| To be done |
Look for "styles" in the listing below. Gather each line that contains it.

| Data block |
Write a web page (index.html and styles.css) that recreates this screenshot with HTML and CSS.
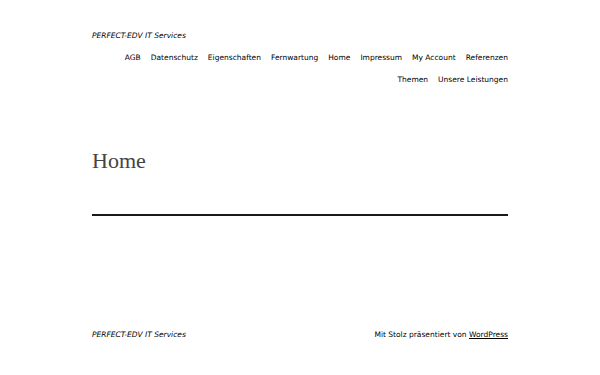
FILE: index.html
```html
<!DOCTYPE html>
<html lang="de">
<head>
    <meta charset="UTF-8">
    <meta name="viewport" content="width=device-width, initial-scale=1.0">
    <title>Home – PERFECT-EDV IT Services</title>
    <link rel="stylesheet" href="styles.css">
</head>
<body>

    <!-- Kopfbereich -->
    <header class="site-header">
        <p class="site-title"><a href="#">PERFECT-EDV IT Services</a></p>
        <nav class="main-nav">
            <a href="#">AGB</a>
            <a href="#">Datenschutz</a>
            <a href="#">Eigenschaften</a>
            <a href="#">Fernwartung</a>
            <a href="#">Home</a>
            <a href="#">Impressum</a>
            <a href="#">My Account</a>
            <a href="#">Referenzen</a>
            <a href="#">Themen</a>
            <a href="#">Unsere Leistungen</a>
        </nav>
    </header>

    <!-- Inhalt -->
    <main class="site-main">
        <h1 class="page-title">Home</h1>
        <hr class="separator">
    </main>

    <!-- Fußbereich -->
    <footer class="site-footer">
        <p class="site-title"><a href="#">PERFECT-EDV IT Services</a></p>
        <p class="credit">Mit Stolz präsentiert von <a href="#">WordPress</a></p>
    </footer>

</body>
</html>
```

FILE: styles.css
```css
:root {
    --text-color: #000;
    --line-color: #1a1a1a;
    --page-width: 416px;
}

body {
    font-family: "DejaVu Sans", sans-serif;
    font-size: 7.5px;
    color: var(--text-color);
    background: #fff;
    margin: 0;
    min-height: 375px;
    display: flex;
    flex-direction: column;
}

a {
    color: inherit;
    text-decoration: none;
}

/* Kopfbereich */
.site-header {
    width: var(--page-width);
    margin: 0 auto;
    padding-top: 31px;
}

.site-title {
    margin: 0;
    font-style: italic;
    line-height: 10px;
}

.main-nav {
    display: flex;
    flex-wrap: wrap;
    justify-content: flex-end;
    column-gap: 10px;
    row-gap: 12px;
    margin-top: 12px;
    line-height: 10px;
    padding-left: 20px;
}

/* Inhalt */
.site-main {
    width: var(--page-width);
    margin: 0 auto;
    padding-top: 61px;
    flex: 1;
}

.page-title {
    margin: 0;
    font-family: "Liberation Serif", serif;
    font-weight: normal;
    font-size: 22px;
    line-height: 30px;
    color: #444;
}

.separator {
    margin: 38px 0 0;
    border: none;
    border-top: 2px solid var(--line-color);
}

/* Fußbereich */
.site-footer {
    width: var(--page-width);
    margin: 0 auto;
    padding-bottom: 35px;
    display: flex;
    justify-content: space-between;
    line-height: 10px;
}

.site-footer p {
    margin: 0;
}

.credit a {
    text-decoration: underline;
}
```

| Answer for the task |
Write a web page (index.html and styles.css) that recreates this screenshot with HTML and CSS.
    <link rel="stylesheet" href="styles.css">
FILE: styles.css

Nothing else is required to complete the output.